Dallas, so there's no possibility of going there. " I wonder if her life isn't a

bit isolating. She has never married and doesn't have a partner ( " a husband

might expect three cooked meals a day. Can you imagine? " ) and she admits, with a

sparkle in her eyes, that her friends and neighbours do think she's " a bit mad " .

Maybe she is, but perhaps we will all have to live like Pick one day.

 

She follows a raw vegetarian diet. " I had done studies of the food industry -

the beef industry and the destruction of the rainforest to fuel it, " she says.

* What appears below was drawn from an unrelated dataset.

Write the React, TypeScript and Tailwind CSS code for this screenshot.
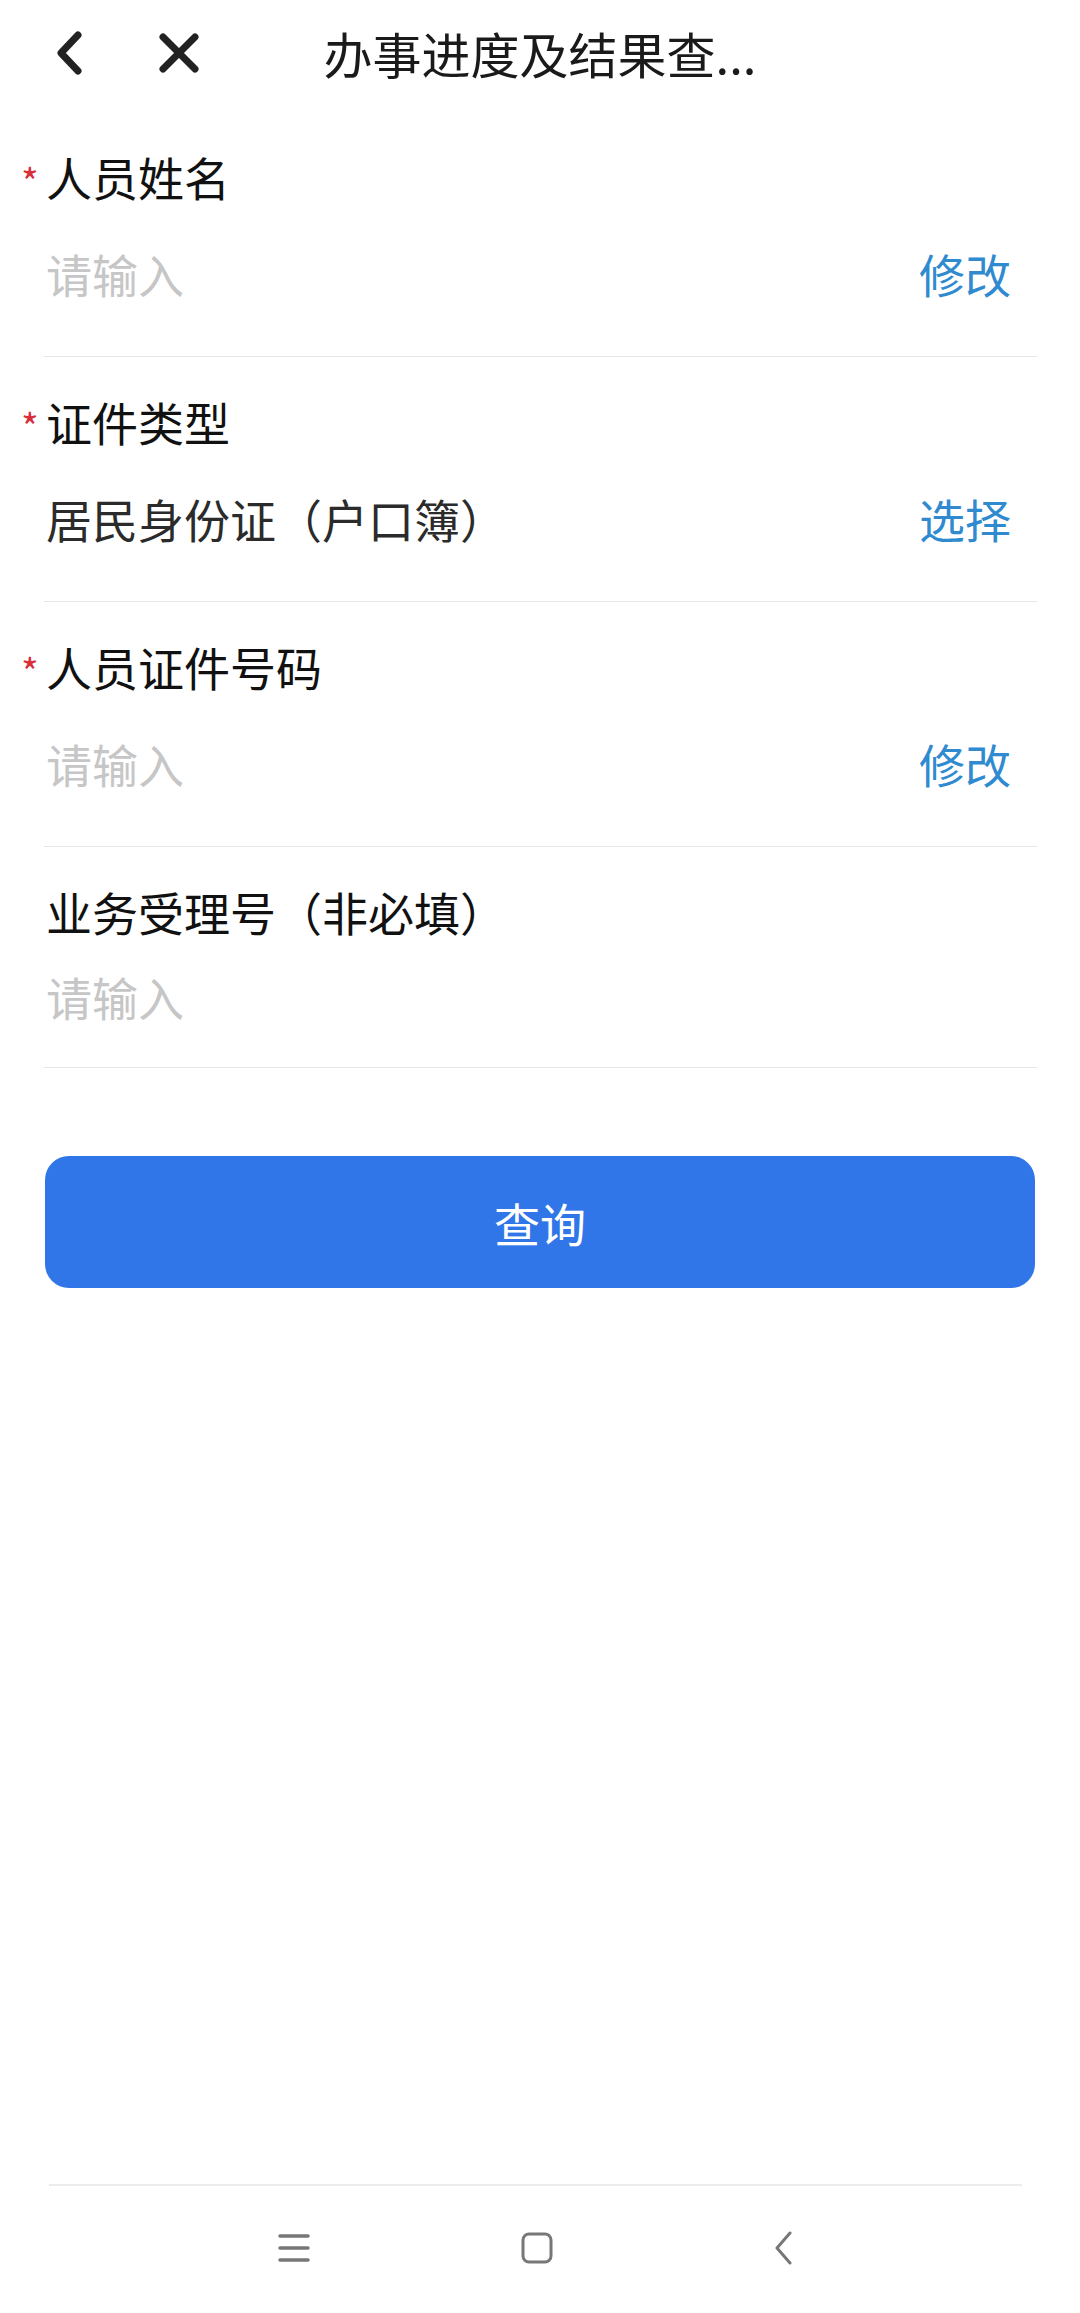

" I was at a Mensa dinner, with a vegetarian ... " She doesn't continue this

thought. " I've always been a natural fatty ... I had tried every diet in the

book, so I decided to try a raw-food vegetarian diet. " When was the last time

she ate a cooked meal? " I don't know, I can't remember. " Doesn't she miss it? A

nice bowl of soup, a roast dinner? " Of course not. There's no mess. Have you

seen what I eat? " We go into her kitchen, where the cupboards are bare. She

opens a large tub full of mixed seeds and nuts, which forms the basis of her

diet, along with fruit and wheatgerm. " It's very easy to live like this. I

couldn't imagine living any other way now, " she says.

 

It seems a bit joyless to me (where are the treats?), but Pick isn't a joyless

person; far from it - she's delightful. I've made her late for her daily

two-hour run. We walk down the several flights of stairs together (she never

uses the lift) and she runs off into the afternoon sunshine.